## Begin INFORMATION SHOWN

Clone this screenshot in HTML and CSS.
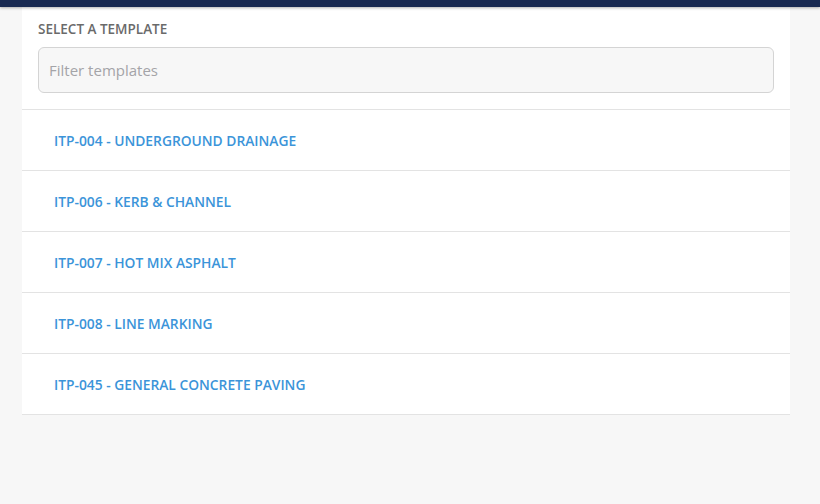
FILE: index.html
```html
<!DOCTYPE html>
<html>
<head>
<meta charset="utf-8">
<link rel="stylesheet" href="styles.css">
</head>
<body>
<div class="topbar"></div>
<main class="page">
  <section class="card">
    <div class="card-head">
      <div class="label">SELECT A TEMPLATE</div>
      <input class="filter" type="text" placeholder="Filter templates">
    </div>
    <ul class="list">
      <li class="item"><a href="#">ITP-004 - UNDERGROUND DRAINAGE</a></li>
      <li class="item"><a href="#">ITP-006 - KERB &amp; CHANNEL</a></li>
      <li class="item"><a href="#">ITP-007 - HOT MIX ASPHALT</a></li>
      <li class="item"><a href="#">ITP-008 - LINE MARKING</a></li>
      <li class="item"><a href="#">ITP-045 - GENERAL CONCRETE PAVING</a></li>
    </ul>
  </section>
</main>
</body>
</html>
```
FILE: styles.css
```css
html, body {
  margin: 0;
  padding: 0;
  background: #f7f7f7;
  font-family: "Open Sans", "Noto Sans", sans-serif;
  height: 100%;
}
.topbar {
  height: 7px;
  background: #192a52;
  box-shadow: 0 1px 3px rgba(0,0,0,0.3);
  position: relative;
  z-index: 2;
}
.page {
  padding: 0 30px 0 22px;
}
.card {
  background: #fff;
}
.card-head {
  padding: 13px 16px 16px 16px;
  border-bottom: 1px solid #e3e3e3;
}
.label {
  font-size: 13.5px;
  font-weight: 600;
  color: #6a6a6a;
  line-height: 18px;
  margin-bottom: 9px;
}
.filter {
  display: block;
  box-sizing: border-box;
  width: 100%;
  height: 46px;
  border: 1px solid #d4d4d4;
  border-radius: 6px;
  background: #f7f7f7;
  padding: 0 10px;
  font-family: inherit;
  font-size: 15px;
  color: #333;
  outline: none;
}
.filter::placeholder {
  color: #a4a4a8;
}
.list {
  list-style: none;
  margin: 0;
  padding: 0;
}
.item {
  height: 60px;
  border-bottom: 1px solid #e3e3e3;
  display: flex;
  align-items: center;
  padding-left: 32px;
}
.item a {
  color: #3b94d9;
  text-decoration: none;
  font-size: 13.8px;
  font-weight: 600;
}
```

## End INFORMATION SHOWN

_WHAT IS NEEDED_: The material above must be printed exactly, with its pictures left out.

_RESULT OF THIS EXERCISE_:
Clone this screenshot in HTML and CSS.
FILE: index.html
```html
<!DOCTYPE html>
<html>
<head>
<meta charset="utf-8">
<link rel="stylesheet" href="styles.css">
</head>
<body>
<div class="topbar"></div>
<main class="page">
  <section class="card">
    <div class="card-head">
      <div class="label">SELECT A TEMPLATE</div>
      <input class="filter" type="text" placeholder="Filter templates">
    </div>
    <ul class="list">
      <li class="item"><a href="#">ITP-004 - UNDERGROUND DRAINAGE</a></li>
      <li class="item"><a href="#">ITP-006 - KERB &amp; CHANNEL</a></li>
      <li class="item"><a href="#">ITP-007 - HOT MIX ASPHALT</a></li>
      <li class="item"><a href="#">ITP-008 - LINE MARKING</a></li>
      <li class="item"><a href="#">ITP-045 - GENERAL CONCRETE PAVING</a></li>
    </ul>
  </section>
</main>
</body>
</html>
```
FILE: styles.css
```css
html, body {
  margin: 0;
  padding: 0;
  background: #f7f7f7;
  font-family: "Open Sans", "Noto Sans", sans-serif;
  height: 100%;
}
.topbar {
  height: 7px;
  background: #192a52;
  box-shadow: 0 1px 3px rgba(0,0,0,0.3);
  position: relative;
  z-index: 2;
}
.page {
  padding: 0 30px 0 22px;
}
.card {
  background: #fff;
}
.card-head {
  padding: 13px 16px 16px 16px;
  border-bottom: 1px solid #e3e3e3;
}
.label {
  font-size: 13.5px;
  font-weight: 600;
  color: #6a6a6a;
  line-height: 18px;
  margin-bottom: 9px;
}
.filter {
  display: block;
  box-sizing: border-box;
  width: 100%;
  height: 46px;
  border: 1px solid #d4d4d4;
  border-radius: 6px;
  background: #f7f7f7;
  padding: 0 10px;
  font-family: inherit;
  font-size: 15px;
  color: #333;
  outline: none;
}
.filter::placeholder {
  color: #a4a4a8;
}
.list {
  list-style: none;
  margin: 0;
  padding: 0;
}
.item {
  height: 60px;
  border-bottom: 1px solid #e3e3e3;
  display: flex;
  align-items: center;
  padding-left: 32px;
}
.item a {
  color: #3b94d9;
  text-decoration: none;
  font-size: 13.8px;
  font-weight: 600;
}
```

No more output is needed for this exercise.